If you're like me, you'd never heard of Garden City — a southern Minnesota village of 250 people tucked along the Watonwan River, 14 miles south of Mankato..
"It's a very, very tiny hamlet — it's not even a town," said Jessica Potter, who directs the Blue Earth County Historical Society.
That's why the headline in the Minneapolis Sunday Journal grabbed readers' attention 95 years ago: "Ten Boys of Minnesota Log Schoolhouse Win World Fame and Amass Millions."
The story, which would be retold over the decades, detailed how 10 Garden City kids grew up together in the mid-1800s and became rich — mostly far from their sleepy river-town roots.
Henry S. Wellcome went from his family's Garden City drugstore to become a London chemist — eventually co-founding a giant British pharmaceutical company known today as GlaxoSmithKline.
The other Garden City guys made millions in banking, real estate, printing and milling. One became a Minneapolis judge; another a rancher and legislator in Idaho.
The "Midland" in the global food processing company Archer Daniels Midland?

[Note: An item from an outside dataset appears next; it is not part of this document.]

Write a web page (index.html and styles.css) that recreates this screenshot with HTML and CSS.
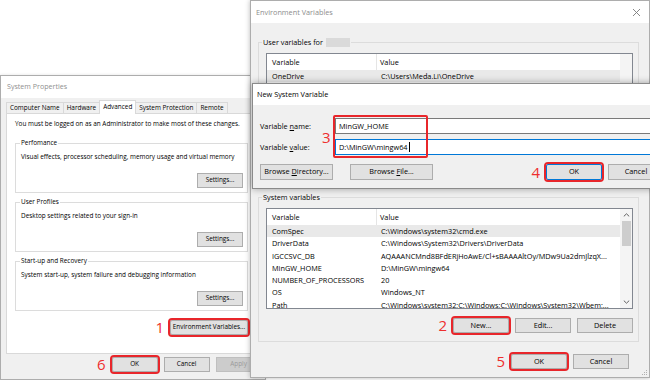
FILE: index.html
```html
<!DOCTYPE html>
<html lang="en">
<head>
<meta charset="utf-8">
<title>Environment Variables</title>
<link rel="stylesheet" href="styles.css">
</head>
<body>
<main class="desk">

  <section class="win sp">
    <header class="sp-title">System Properties</header>
    <nav class="tabs">
      <span class="tab">Computer Name</span>
      <span class="tab">Hardware</span>
      <span class="tab tab-on">Advanced</span>
      <span class="tab">System Protection</span>
      <span class="tab">Remote</span>
    </nav>
    <div class="panel">
      <p class="note">You must be logged on as an Administrator to make most of these changes.</p>
      <fieldset class="grp">
        <legend>Perfomance</legend>
        <p class="grp-text">Visual effects, processor scheduling, memory usage and virtual memory</p>
        <div class="grp-act"><span class="btn btn-set"><span>Settings...</span></span></div>
      </fieldset>
      <fieldset class="grp">
        <legend>User Profiles</legend>
        <p class="grp-text">Desktop settings related to your sign-in</p>
        <div class="grp-act"><span class="btn btn-set"><span>Settings...</span></span></div>
      </fieldset>
      <fieldset class="grp">
        <legend>Start-up and Recovery</legend>
        <p class="grp-text">System start-up, system failure and debugging information</p>
        <div class="grp-act"><span class="btn btn-set"><span>Settings...</span></span></div>
      </fieldset>
      <div class="env-act"><span class="num">1</span><span class="btn btn-env hl"><span>Environment Variables...</span></span></div>
    </div>
    <footer class="sp-foot">
      <span class="num">6</span>
      <span class="btn btn-sp hl"><span>OK</span></span>
      <span class="btn btn-sp"><span>Cancel</span></span>
      <span class="btn btn-sp btn-dis"><span>Apply</span></span>
    </footer>
  </section>

  <section class="win ev">
    <header class="ev-title">
      <span>Environment Variables</span>
      <svg class="close" width="9" height="9" viewBox="0 0 9 9"><path d="M1 1L8 8M8 1L1 8" stroke="#7a7a7a" stroke-width="0.9" fill="none"/></svg>
    </header>
    <div class="ev-body">
      <fieldset class="grp2 grp-user">
        <legend>User variables for <span class="blur"></span></legend>
        <div class="list list-user">
          <div class="list-main">
            <div class="row row-head"><span>Variable</span><span>Value</span></div>
            <div class="row row-sel"><span>OneDrive</span><span>C:\Users\Meda.Li\OneDrive</span></div>
          </div>
          <div class="sbar"></div>
        </div>
      </fieldset>
      <fieldset class="grp2 grp-sys">
        <legend>System variables</legend>
        <div class="list list-sys">
          <div class="list-main">
            <div class="row row-head"><span>Variable</span><span>Value</span></div>
            <div class="row row-sel"><span>ComSpec</span><span>C:\Windows\system32\cmd.exe</span></div>
            <div class="row"><span>DriverData</span><span>C:\Windows\System32\Drivers\DriverData</span></div>
            <div class="row"><span>IGCCSVC_DB</span><span>AQAAANCMnd8BFdERjHoAwE/Cl+sBAAAAltOy/MDw9Ua2dmJlzqX...</span></div>
            <div class="row"><span>MinGW_HOME</span><span>D:\MinGW\mingw64</span></div>
            <div class="row"><span>NUMBER_OF_PROCESSORS</span><span>20</span></div>
            <div class="row"><span>OS</span><span>Windows_NT</span></div>
            <div class="row"><span>Path</span><span>C:\Windows\system32;C:\Windows;C:\Windows\System32\Wbem;...</span></div>
          </div>
          <div class="sbar">
            <span class="sb-arrow"><svg width="7" height="4" viewBox="0 0 7 4"><path d="M0.8 3.4L3.5 0.8L6.2 3.4" stroke="#606060" stroke-width="1" fill="none"/></svg></span>
            <span class="thumb"></span>
            <span class="sb-fill"></span>
            <span class="sb-arrow"><svg width="7" height="4" viewBox="0 0 7 4"><path d="M0.8 0.6L3.5 3.2L6.2 0.6" stroke="#606060" stroke-width="1" fill="none"/></svg></span>
          </div>
        </div>
        <div class="list-act">
          <span class="num">2</span>
          <span class="btn btn-ev hl"><span>New...</span></span>
          <span class="btn btn-ev"><span>Edit...</span></span>
          <span class="btn btn-ev"><span>Delete</span></span>
        </div>
      </fieldset>
      <div class="ev-foot">
        <span class="num">5</span>
        <span class="btn btn-ev hl"><span>OK</span></span>
        <span class="btn btn-ev"><span>Cancel</span></span>
      </div>
    </div>
    <svg class="grip" width="7" height="7" viewBox="0 0 7 7"><g fill="#b0b0b0"><rect x="5" y="1" width="1" height="1"/><rect x="3" y="3" width="1" height="1"/><rect x="5" y="3" width="1" height="1"/><rect x="1" y="5" width="1" height="1"/><rect x="3" y="5" width="1" height="1"/><rect x="5" y="5" width="1" height="1"/></g></svg>
  </section>

  <section class="win nv">
    <header class="nv-title">New System Variable</header>
    <div class="nv-body">
      <div class="field"><label class="lbl">Variable <u>n</u>ame:</label><div class="input"><span>MinGW_HOME</span></div></div>
      <div class="field"><label class="lbl">Variable <u>v</u>alue:</label><div class="input input-focus"><span>D:\MinGW\mingw64</span><span class="caret"></span></div></div>
      <div class="nv-act">
        <span class="btn btn-br1"><span>Browse <u>D</u>irectory...</span></span>
        <span class="btn btn-br2"><span>Browse <u>F</u>ile...</span></span>
        <span class="num num4">4</span>
        <span class="btn btn-ev btn-def hl"><span>OK</span></span>
        <span class="btn btn-ev"><span>Cancel</span></span>
      </div>
      <div class="mark3"><span class="num num3">3</span></div>
    </div>
  </section>

</main>
</body>
</html>
```

FILE: styles.css
```css
* { box-sizing: border-box; }
html, body { margin: 0; padding: 0; width: 650px; height: 380px; overflow: hidden; background: #fff; }
body { font-family: "Open Sans", "Noto Sans", sans-serif; color: #000; }
p { margin: 0; }
u { text-decoration-thickness: 0.6px; text-underline-offset: 1px; }

.desk { position: relative; width: 650px; height: 380px; overflow: hidden; }
.win { position: absolute; background: #f0f0f0; border: 1px solid #adadad; }

/* shared controls */
.btn {
  display: flex; align-items: center; justify-content: center;
  height: 15px; border: 1px solid #adadad; background: #e1e1e1;
  white-space: nowrap; line-height: 1;
}
.btn-dis { background: #cccccc; border-color: #bfbfbf; color: #9a9a9a; }
.btn-def { border-color: #0078d7; }
.hl { outline: 2px solid #e8262b; outline-offset: 0; border-radius: 2px; }
.num { font-size: 15px; line-height: 15px; color: #ee2e2e; font-family: "Open Sans", sans-serif; }

/* System Properties */
.sp { left: 0; top: 75px; width: 266px; height: 305px; font-size: 6.4px; box-shadow: 0 0 3px rgba(0,0,0,.12); }
.sp-title { height: 22px; line-height: 21px; padding-left: 6px; background: #fff; font-size: 7.1px; color: #8f8f8f; }
.tabs { display: flex; align-items: flex-end; height: 15px; padding-left: 5px; }
.tab {
  height: 11px; line-height: 10px; padding: 0 3px; margin-right: -1px;
  border: 1px solid #d9d9d9; border-bottom: none; background: #f0f0f0; white-space: nowrap;
}
.tab-on { height: 14px; margin-bottom: -1px; background: #fff; position: relative; z-index: 1; line-height: 12px; padding: 0 3px; }
.panel {
  margin-left: 5px; width: 251px; height: 241px; background: #fff;
  border: 1px solid #d9d9d9; padding: 5px 8px 0;
}
.note { line-height: 10px; white-space: nowrap; }
.grp { margin: 9px 0 0; padding: 0 4px 4px 5px; border: 1px solid #dcdcdc; min-width: 0; }
.grp + .grp { margin-top: 4px; }
.grp legend { padding: 0 1px; margin-left: -1px; line-height: 10px; }
.grp-text { margin-top: 3.5px; line-height: 10px; white-space: nowrap; }
.grp-act { display: flex; justify-content: flex-end; margin-top: 11.5px; }
.btn-set { width: 46px; }
.env-act { display: flex; justify-content: flex-end; align-items: center; gap: 6px; margin-top: 9px; }
.btn-env { width: 78px; }
.sp-foot { display: flex; align-items: center; gap: 6px; height: 21px; padding-left: 96px; }
.btn-sp { width: 46px; }

/* Environment Variables */
.ev { left: 250px; top: 0; width: 400px; height: 378px; font-size: 7.3px; box-shadow: 0 0 5px rgba(0,0,0,.28); }
.ev-title {
  height: 22px; background: #fff; color: #8c8c8c; display: flex; align-items: center;
  justify-content: space-between; padding: 0 8px 0 5px;
}
.close { display: block; }
.ev-body { padding: 14px 10px 0 7px; }
.grp2 { margin: 0; padding: 0 5px 0 7px; border: 1px solid #dcdcdc; min-width: 0; }
.grp2 legend { padding: 0 1px; margin-left: -4px; line-height: 10px; white-space: nowrap; }
.blur { display: inline-block; width: 24px; height: 9px; background: #dadada; vertical-align: -2px; margin-left: 1px; filter: blur(0.5px); }
.grp-user { height: 149px; }
.grp-sys { margin-top: 6px; padding-bottom: 8px; }
.list { display: flex; margin-top: 6px; border: 1px solid #828790; background: #fff; overflow: hidden; }
.list-user { height: 120px; }
.list-sys { height: 101px; }
.list-main { flex: 1; min-width: 0; }
.row { display: grid; grid-template-columns: 110px 1fr; height: 12.25px; line-height: 12.25px; white-space: nowrap; }
.row span { overflow: hidden; padding-left: 5px; }
.row span + span { padding-left: 4px; }
.row-head { height: 16px; line-height: 16px; }
.row-head span:first-child { border-right: 1px solid #e5e5e5; }
.row-head span + span { padding-left: 3px; }
.row-sel { background: #e9e9e9; }
.sbar { width: 12px; background: #f4f4f4; display: flex; flex-direction: column; align-items: center; }
.sb-arrow { height: 12px; display: flex; align-items: center; justify-content: center; }
.sb-arrow svg { display: block; }
.thumb { width: 9px; height: 25px; background: #cdcdcd; }
.sb-fill { flex: 1; }
.list-act { display: flex; justify-content: flex-end; align-items: center; gap: 6px; margin-top: 9px; }
.btn-ev { width: 56px; }
.ev-foot { display: flex; justify-content: flex-end; align-items: center; gap: 6px; margin-top: 12px; padding-right: 10px; }
.grip { position: absolute; right: 1px; bottom: 1px; display: block; }

/* New System Variable */
.nv { left: 252px; top: 83px; width: 420px; height: 106px; font-size: 7.3px; border-color: #8a8a8a; box-shadow: 0 0 7px rgba(0,0,0,.35); }
.nv-title { height: 21px; line-height: 21px; padding-left: 4px; background: #fff; }
.nv-body { position: relative; padding: 13px 7px 8px; }
.field { display: flex; align-items: center; height: 16px; }
.field + .field { margin-top: 5px; }
.lbl { width: 75px; flex: none; white-space: nowrap; }
.input {
  flex: 1; height: 16px; border: 1px solid #7a7a7a; background: #fff;
  padding-left: 3px; display: flex; align-items: center; white-space: nowrap;
}
.input-focus { border-color: #0078d7; }
.caret { display: inline-block; width: 1px; height: 10px; background: #000; margin-left: 1px; }
.nv-act { display: flex; align-items: center; height: 16px; margin-top: 9px; }
.btn-br1 { width: 73px; height: 16px; }
.btn-br2 { width: 83px; height: 16px; margin-left: 17px; }
.num4 { margin-left: auto; margin-right: 6px; }
.nv-act .btn-ev { height: 16px; }
.nv-act .btn-ev + .btn-ev { margin-left: 6px; }
.mark3 { position: absolute; left: 80px; top: 10px; width: 95px; height: 43px; border: 2px solid #e8262b; border-radius: 2px; }
.num3 { position: absolute; left: -13px; top: 13px; }
```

Three Garden City boys served as bookkeepers in the Mankato Linseed Oil Co., with Ellsworth Warner eventually rising to president of Midland Linseed Oil Co., which merged with Archer-Daniels in 1923.
Piper Jaffray financial services? Garden City's George F. Piper went from teaching school in Mankato to bookkeeping to owning linseed oil mills in Mankato and then Detroit. He moved to boomtown Duluth only to lose his money when the real estate market crashed in the 1893 financial panic.